Dec 5 2022Reviewed by Alex Smith
Tokyo Metropolitan University scientists conducted a comprehensive simulation of how a popular type of bridge fails during major earthquakes. They examined the step-by-step method by which “I-shaped girder” bridges buckle and deform under lateral forces, beginning at the ends.
Local stress in the bridge structure just as lateral displacements get drastically large (deformations have been magnified five times). Image Credit: Tokyo Metropolitan University.
Reinforcing ribs have been demonstrated to be beneficial against lateral forces and to enhance load-bearing capacity.
Large earthquakes can be catastrophic to infrastructure. The consequences of a badly damaged bridge, for instance, extend beyond the tragedy that occurs on it to how the loss of access impacts emergency services, evacuation operations, and the transport of critical supplies.
Determining how seismic activity affects typical bridge structures is therefore critical, not only for building robust quake-resistant bridges but also for preventing the breakdown of existing ones by appropriate reinforcement. Though numerical models persist to assess the durability of bridge superstructures, there are few examples that examine how each component of the entire bridge structure responds during large-scale earthquakes.
A group headed by Tokyo Metropolitan University’s Professor Jun Murakoshi has been exploring precise models that correctly reflect the real behavior of complete structures, with an emphasis on how they might inform new design concepts.

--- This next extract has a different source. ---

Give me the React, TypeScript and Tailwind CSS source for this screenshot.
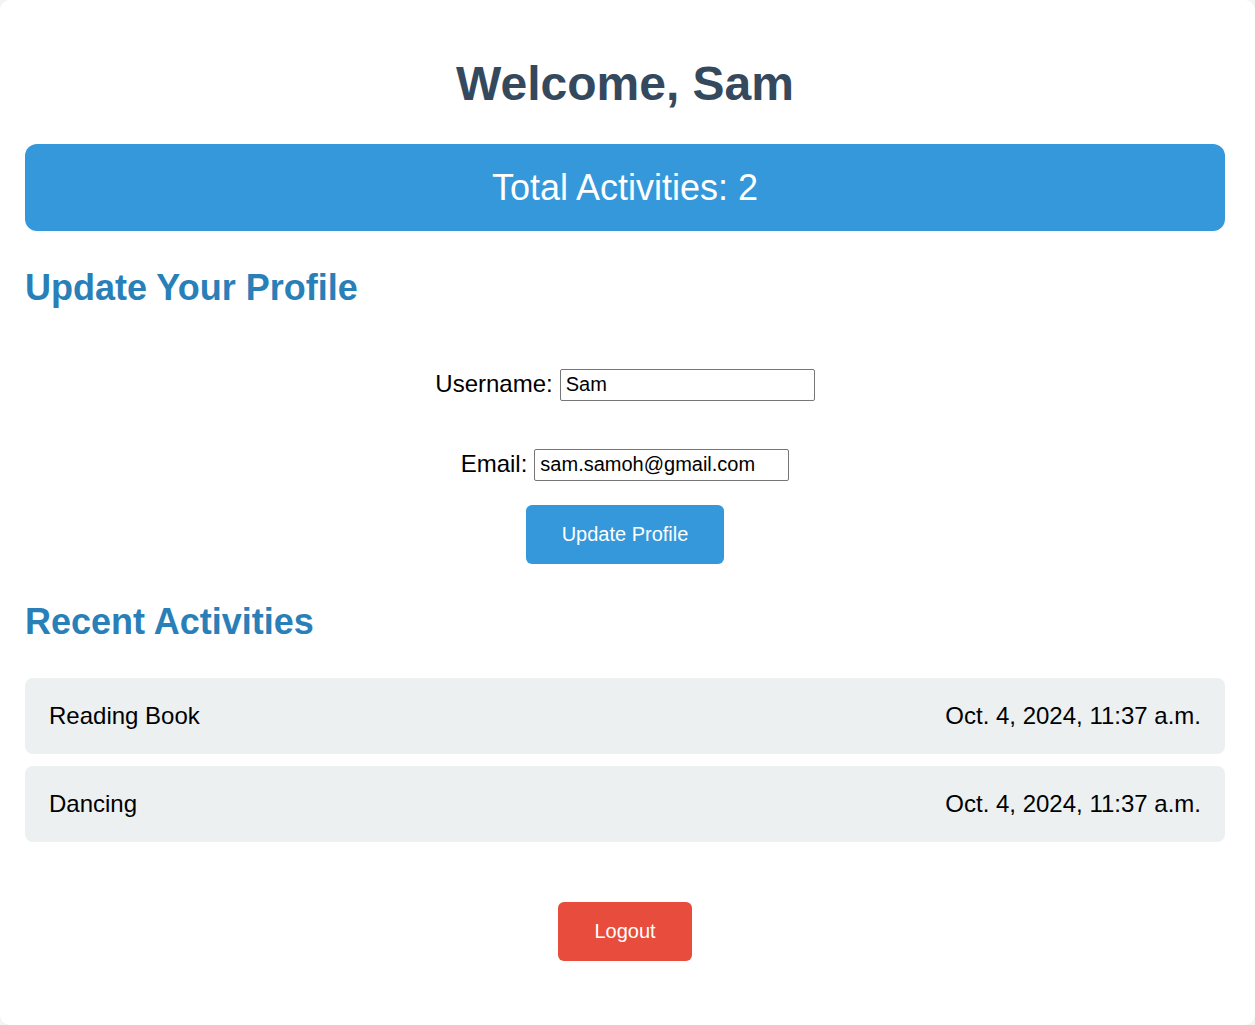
export default function App() {
  const activities = [
    { name: "Reading Book", time: "Oct. 4, 2024, 11:37 a.m." },
    { name: "Dancing", time: "Oct. 4, 2024, 11:37 a.m." },
  ];

  return (
    <div className="min-h-[1025px] bg-[#f4f4f4] font-['Liberation_Sans',Arial,sans-serif]">
      <div className="min-h-[1025px] rounded-[10px] bg-white pl-[25px] pr-[30px] pb-[64px]">
        {/* Header */}
        <h1 className="pt-[56px] text-center text-[48px] font-bold leading-[55px] text-[#34495e]">
          Welcome, Sam
        </h1>

        <div className="mt-[33px] rounded-[12px] bg-[#3498db] py-[23px] text-center text-[36px] leading-[41px] text-white">
          Total Activities: 2
        </div>

        {/* Profile form */}
        <h2 className="mt-[36px] text-[36px] font-bold leading-[41px] text-[#2980b9]">
          Update Your Profile
        </h2>

        <form className="flex flex-col items-center" onSubmit={(e) => e.preventDefault()}>
          <div className="mt-[57px] flex items-baseline justify-center gap-[7px] text-[24px] text-black">
            <label htmlFor="username" className="translate-y-[1px]">Username:</label>
            <input
              id="username"
              defaultValue="Sam"
              className="h-[32px] w-[255px] rounded-[2px] border border-[#767676] pl-[5px] text-[20px] text-black outline-none"
            />
          </div>
          <div className="mt-[44px] flex items-baseline justify-center gap-[7px] text-[24px] text-black">
            <label htmlFor="email" className="translate-y-[1px]">Email:</label>
            <input
              id="email"
              defaultValue="sam.samoh@gmail.com"
              className="h-[32px] w-[255px] rounded-[2px] border border-[#767676] pl-[5px] text-[20px] text-black outline-none"
            />
          </div>
          <button
            type="submit"
            className="mt-[24px] rounded-[6px] bg-[#3498db] px-[36px] py-[18px] text-[20px] leading-[23px] text-white"
          >
            Update Profile
          </button>
        </form>

        {/* Activities */}
        <h2 className="mt-[37px] text-[36px] font-bold leading-[41px] text-[#2980b9]">
          Recent Activities
        </h2>

        <ul className="mt-[36px] flex flex-col gap-[12px]">
          {activities.map((a, i) => (
            <li
              key={i}
              className="flex items-center justify-between rounded-[8px] bg-[#ecf0f1] px-[24px] py-[24px] text-[24px] leading-[28px] text-black"
            >
              <span>{a.name}</span>
              <span>{a.time}</span>
            </li>
          ))}
        </ul>

        <div className="mt-[60px] flex justify-center">
          <button className="rounded-[6px] bg-[#e74c3c] px-[36px] py-[18px] text-[20px] leading-[23px] text-white">
            Logout
          </button>
        </div>
      </div>
    </div>
  );
}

They investigated the failure process and the effect on load-bearing capacity caused by lateral shaking of an “I-shaped girder” bridge, a popular bridge type with a span length of 30 m; supported steel girders shaped to resemble a capital “I” carry a flat “deck slab” over which cars and people can pass. Researchers exposed their model bridge to the lateral forces experienced during earthquakes, taking into account the response when the force was delivered to the girders in the longitudinal and transverse directions.
The model provided a precise representation of how the bridge yields and deforms. For instance, when a force was applied in a transverse direction, the lower portion of the vertical stiffeners on the support was the first area to be impacted, then the diagonal members of the end cross frame began to yield.
The vertical stiffeners continue to yield until the gusset plate (a steel plate that links the lateral members) begins to deform. Though this does not result in bridge failure, there have already been reports of deformations obstructing the passage of rescue vehicles following large-scale earthquakes.
The question that persists now is: How is it possible to stop this from happening? The team then investigated the impact of reinforcing ribs on the structure: a model with reinforcing ribs demonstrated how stress acting on the girders and the end cross frame connecting them may be decreased.
As a result, the group’s work offers rational insight into how bridge structures might be constructed and reinforced to make the infrastructure safer, as well as improved ways of assessing their safety.
The Japan Iron and Steel Federation provided funding for this project.
Katayama, T., et al. (2022) Damage Mechanism and Load-Carrying Capacity at Girder End of Existing Steel Girder Bridge Under Seismic Lateral Force. International Journal of Steel Structures. doi.org/10.1007/s13296-022-00672-5.